◆ Exercise: Transcribe every line from the top down to the line with "<Intro>請求する証明書", both ends included, but not the pictures.

◆ Dataset content:
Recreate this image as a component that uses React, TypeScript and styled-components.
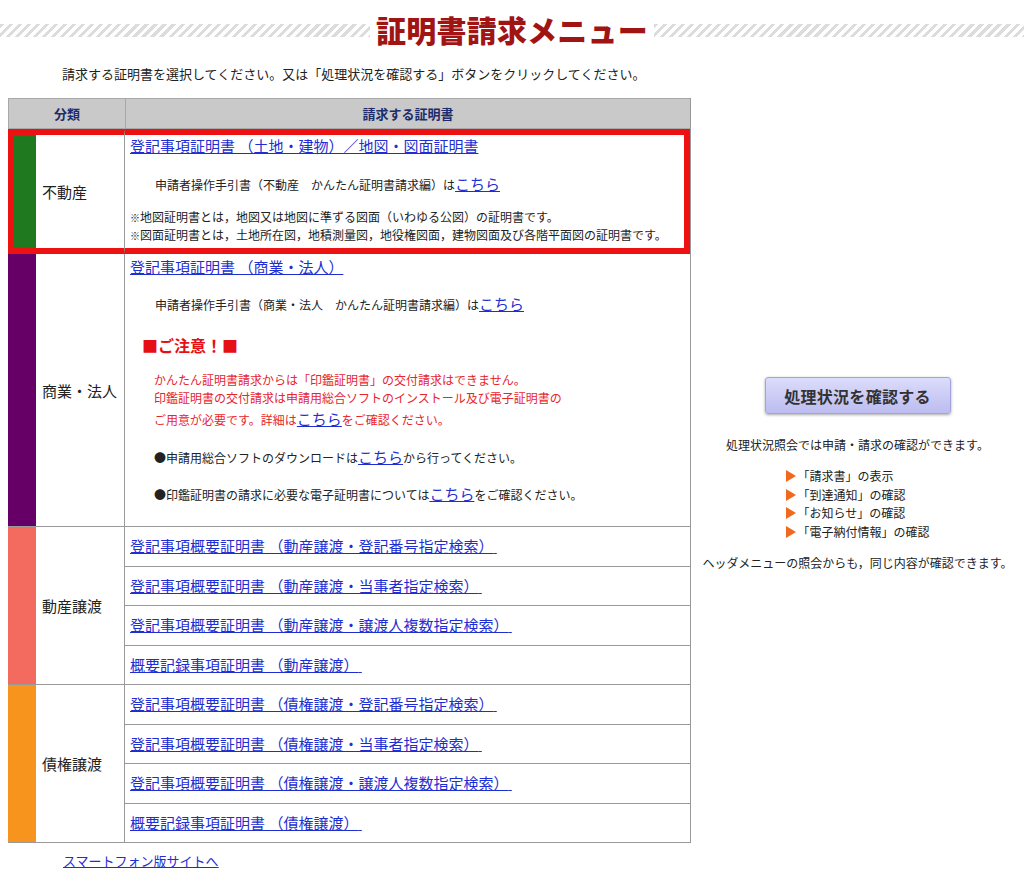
import React from 'react';
import styled, { createGlobalStyle } from 'styled-components';

const GlobalStyle = createGlobalStyle`
  body {
    margin: 0;
    background: #fff;
    color: #222;
    font-family: "Noto Sans CJK JP", "Noto Sans", sans-serif;
  }
`;

const HL = '#ee1111';

const transferGroups = [
  {
    label: '動産譲渡',
    color: '#f26b5e',
    items: [
      '登記事項概要証明書 （動産譲渡・登記番号指定検索）',
      '登記事項概要証明書 （動産譲渡・当事者指定検索）',
      '登記事項概要証明書 （動産譲渡・譲渡人複数指定検索）',
      '概要記録事項証明書 （動産譲渡）',
    ],
  },
  {
    label: '債権譲渡',
    color: '#f7941d',
    items: [
      '登記事項概要証明書 （債権譲渡・登記番号指定検索）',
      '登記事項概要証明書 （債権譲渡・当事者指定検索）',
      '登記事項概要証明書 （債権譲渡・譲渡人複数指定検索）',
      '概要記録事項証明書 （債権譲渡）',
    ],
  },
];

const checks = ['「請求書」の表示', '「到達通知」の確認', '「お知らせ」の確認', '「電子納付情報」の確認'];

export default function App() {
  return (
    <Page>
      <GlobalStyle />
      <Header>
        <Stripe />
        <Title>証明書請求メニュー</Title>
        <Stripe />
      </Header>
      <Intro>請求する証明書を選択してください。又は「処理状況を確認する」ボタンをクリックしてください。</Intro>

      <Main>
        <Table>
          <colgroup>
            <Col $w={28} />
            <Col $w={89} />
            <Col $w={565} />
          </colgroup>
          <thead>
            <tr>
              <HeadCell colSpan={2}>分類</HeadCell>
              <HeadCell>請求する証明書</HeadCell>
            </tr>
          </thead>
          <tbody>
            <tr>
              <BarCell $color="#1f7a1f" $hl />
              <LabelCell $hl>不動産</LabelCell>
              <ContentCell $hl $pad="1px 5px 4px">
                <MainLink href="#">登記事項証明書 （土地・建物）／地図・図面証明書</MainLink>
                <Guide $mt={19}>
                  申請者操作手引書（不動産　かんたん証明書請求編）は<Kochira href="#">こちら</Kochira>
                </Guide>
                <Notes>
                  <div><Mark>※</Mark>地図証明書とは，地図又は地図に準ずる図面（いわゆる公図）の証明書です。</div>
                  <div><Mark>※</Mark>図面証明書とは，土地所在図，地積測量図，地役権図面，建物図面及び各階平面図の証明書です。</div>
                </Notes>
              </ContentCell>
            </tr>
            <tr>
              <BarCell $color="#660066" />
              <LabelCell>商業・法人</LabelCell>
              <ContentCell $pad="3px 5px 20px">
                <MainLink href="#">登記事項証明書 （商業・法人）</MainLink>
                <Guide $mt={18}>
                  申請者操作手引書（商業・法人　かんたん証明書請求編）は<Kochira href="#">こちら</Kochira>
                </Guide>
                <Caution>■ご注意！■</Caution>
                <Warning>
                  <WarnLine>かんたん証明書請求からは「印鑑証明書」の交付請求はできません。</WarnLine>
                  <WarnLine>印鑑証明書の交付請求は申請用総合ソフトのインストール及び電子証明書の</WarnLine>
                  <WarnLine $tall>ご用意が必要です。詳細は<Kochira href="#">こちら</Kochira>をご確認ください。</WarnLine>
                </Warning>
                <Bullet $mt={14}>●申請用総合ソフトのダウンロードは<Kochira href="#">こちら</Kochira>から行ってください。</Bullet>
                <Bullet $mt={15}>●印鑑証明書の請求に必要な電子証明書については<Kochira href="#">こちら</Kochira>をご確認ください。</Bullet>
              </ContentCell>
            </tr>
            {transferGroups.map((group) =>
              group.items.map((item, i) => (
                <tr key={item}>
                  {i === 0 && <BarCell $color={group.color} rowSpan={group.items.length} />}
                  {i === 0 && <LabelCell rowSpan={group.items.length}>{group.label}</LabelCell>}
                  <LinkCell>
                    <MainLink href="#">{item}{'\u00a0'}</MainLink>
                  </LinkCell>
                </tr>
              ))
            )}
          </tbody>
        </Table>

        <Side>
          <StatusButton type="button">処理状況を確認する</StatusButton>
          <SideText>処理状況照会では申請・請求の確認ができます。</SideText>
          <CheckList>
            {checks.map((c) => (
              <CheckItem key={c}>
                <Arrow />
                {c}
              </CheckItem>
            ))}
          </CheckList>
          <SideText $mt={13}>ヘッダメニューの照会からも，同じ内容が確認できます。</SideText>
        </Side>
      </Main>

      <Footer>
        <FooterLink href="#">スマートフォン版サイトへ</FooterLink>
      </Footer>
    </Page>
  );
}

const Page = styled.div`
  width: 1024px;
  min-height: 877px;
`;

const Header = styled.header`
  display: flex;
  align-items: center;
  padding-top: 12px;
  gap: 4px;
`;

const Stripe = styled.div`
  flex: 1;
  height: 13px;
  margin-top: 3px;
  background: repeating-linear-gradient(
    135deg,
    #dcdcdc 0 3px,
    #ffffff 3px 6.4px
  );
`;

const Title = styled.h1`
  margin: 0;
  padding: 0 2px;
  font-size: 30px;
  line-height: 34px;
  font-weight: 900;
  color: #a01414;
  letter-spacing: 0.2px;
`;

const Intro = styled.p`
  margin: 18px 0 0 62px;
  font-size: 13px;
  line-height: 20px;
  color: #222;
`;

const Main = styled.div`
  display: flex;
  margin-top: 14px;
  padding-left: 8px;
`;

const Table = styled.table`
  flex: none;
  width: 682px;
  border-collapse: separate;
  border-spacing: 0;
  table-layout: fixed;
  border-right: 1px solid #999;

  td,
  th {
    box-sizing: border-box;
  }
`;

const Col = styled.col<{ $w: number }>`
  width: ${(p) => p.$w}px;
`;

const HeadCell = styled.th`
  height: 31px;
  padding: 0;
  background: #c9c9c9;
  border: 1px solid #a8a8a8;
  border-right: none;
  color: #1c2c6c;
  font-size: 13px;
  font-weight: 700;
  text-align: center;
`;

const BarCell = styled.td<{ $color: string; $hl?: boolean }>`
  padding: 0;
  background: ${(p) => p.$color};
  border-bottom: 1px solid #999;
  ${(p) =>
    p.$hl &&
    `
    border-top: 6px solid ${HL};
    border-bottom: 6px solid ${HL};
    border-left: 6px solid ${HL};
  `}
`;

const LabelCell = styled.td<{ $hl?: boolean }>`
  padding: 0 0 0 6px;
  border-bottom: 1px solid #999;
  border-right: 1px solid #999;
  font-size: 15px;
  color: #222;
  white-space: nowrap;
  vertical-align: middle;
  ${(p) =>
    p.$hl &&
    `
    border-top: 6px solid ${HL};
    border-bottom: 6px solid ${HL};
  `}
`;

const ContentCell = styled.td<{ $hl?: boolean; $pad: string }>`
  padding: ${(p) => p.$pad};
  border-bottom: 1px solid #999;
  font-size: 12px;
  line-height: 20px;
  vertical-align: top;
  ${(p) =>
    p.$hl &&
    `
    border-top: 6px solid ${HL};
    border-bottom: 6px solid ${HL};
    border-right: 6px solid ${HL};
  `}
`;

const LinkCell = styled.td`
  height: 39.5px;
  padding: 0 5px;
  border-bottom: 1px solid #999;
  vertical-align: middle;
`;

const MainLink = styled.a`
  display: block;
  width: fit-content;
  font-size: 15px;
  line-height: 20px;
  color: #1e2ed2;
  text-decoration: underline;
  white-space: nowrap;
`;

const Kochira = styled.a`
  font-size: 15px;
  line-height: 1;
  color: #1e2ed2;
  text-decoration: underline;
`;

const Guide = styled.div<{ $mt: number }>`
  margin: ${(p) => p.$mt}px 0 0 25px;
  font-size: 12px;
  line-height: 20px;
  color: #222;
`;

const Notes = styled.div`
  margin-top: 13px;
  font-size: 12px;
  line-height: 18px;
  color: #222;
  white-space: nowrap;
`;

const Mark = styled.span`
  font-size: 10px;
  line-height: 1;
`;

const Caution = styled.div`
  margin: 19px 0 0 12px;
  font-size: 16px;
  line-height: 22px;
  font-weight: 700;
  color: #e60f16;
`;

const Warning = styled.div`
  margin: 15px 0 0 24px;
  font-size: 12px;
  color: #e8252b;
`;

const WarnLine = styled.div<{ $tall?: boolean }>`
  line-height: ${(p) => (p.$tall ? 26 : 18)}px;
`;

const Bullet = styled.div<{ $mt: number }>`
  margin: ${(p) => p.$mt}px 0 0 24px;
  font-size: 12px;
  line-height: 22px;
  color: #222;
`;

const Side = styled.aside`
  flex: 1;
  display: flex;
  flex-direction: column;
  align-items: center;
  justify-content: center;
  padding-top: 8px;
`;

const StatusButton = styled.button`
  width: 186px;
  height: 37px;
  padding: 0;
  border: 1px solid #a2a2dc;
  border-radius: 3px;
  background: linear-gradient(#dcdcfc, #bcbcf0);
  box-shadow: 0 1px 3px rgba(0, 0, 0, 0.35);
  font-family: inherit;
  font-size: 16px;
  font-weight: 700;
  color: #333;
  letter-spacing: 0.3px;
`;

const SideText = styled.p<{ $mt?: number }>`
  margin: ${(p) => p.$mt ?? 22}px 0 0;
  font-size: 12px;
  line-height: 18px;
  color: #222;
  white-space: nowrap;
`;

const CheckList = styled.ul`
  margin: 13px 0 0;
  padding: 0;
  list-style: none;
`;

const CheckItem = styled.li`
  display: flex;
  align-items: center;
  font-size: 12px;
  line-height: 18.5px;
  color: #222;
`;

const Arrow = styled.span`
  width: 0;
  height: 0;
  margin-right: 2px;
  border-left: 10px solid #f0691e;
  border-top: 6px solid transparent;
  border-bottom: 6px solid transparent;
`;

const Footer = styled.footer`
  padding: 9px 0 0 63px;
  font-size: 13px;
  line-height: 18px;
`;

const FooterLink = styled.a`
  color: #1e2ed2;
  text-decoration: underline;
`;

◆ Problem solution:
Recreate this image as a component that uses React, TypeScript and styled-components.
import React from 'react';
import styled, { createGlobalStyle } from 'styled-components';

const GlobalStyle = createGlobalStyle`
  body {
    margin: 0;
    background: #fff;
    color: #222;
    font-family: "Noto Sans CJK JP", "Noto Sans", sans-serif;
  }
`;

const HL = '#ee1111';

const transferGroups = [
  {
    label: '動産譲渡',
    color: '#f26b5e',
    items: [
      '登記事項概要証明書 （動産譲渡・登記番号指定検索）',
      '登記事項概要証明書 （動産譲渡・当事者指定検索）',
      '登記事項概要証明書 （動産譲渡・譲渡人複数指定検索）',
      '概要記録事項証明書 （動産譲渡）',
    ],
  },
  {
    label: '債権譲渡',
    color: '#f7941d',
    items: [
      '登記事項概要証明書 （債権譲渡・登記番号指定検索）',
      '登記事項概要証明書 （債権譲渡・当事者指定検索）',
      '登記事項概要証明書 （債権譲渡・譲渡人複数指定検索）',
      '概要記録事項証明書 （債権譲渡）',
    ],
  },
];

const checks = ['「請求書」の表示', '「到達通知」の確認', '「お知らせ」の確認', '「電子納付情報」の確認'];

export default function App() {
  return (
    <Page>
      <GlobalStyle />
      <Header>
        <Stripe />
        <Title>証明書請求メニュー</Title>
        <Stripe />
      </Header>
      <Intro>請求する証明書を選択してください。又は「処理状況を確認する」ボタンをクリックしてください。</Intro>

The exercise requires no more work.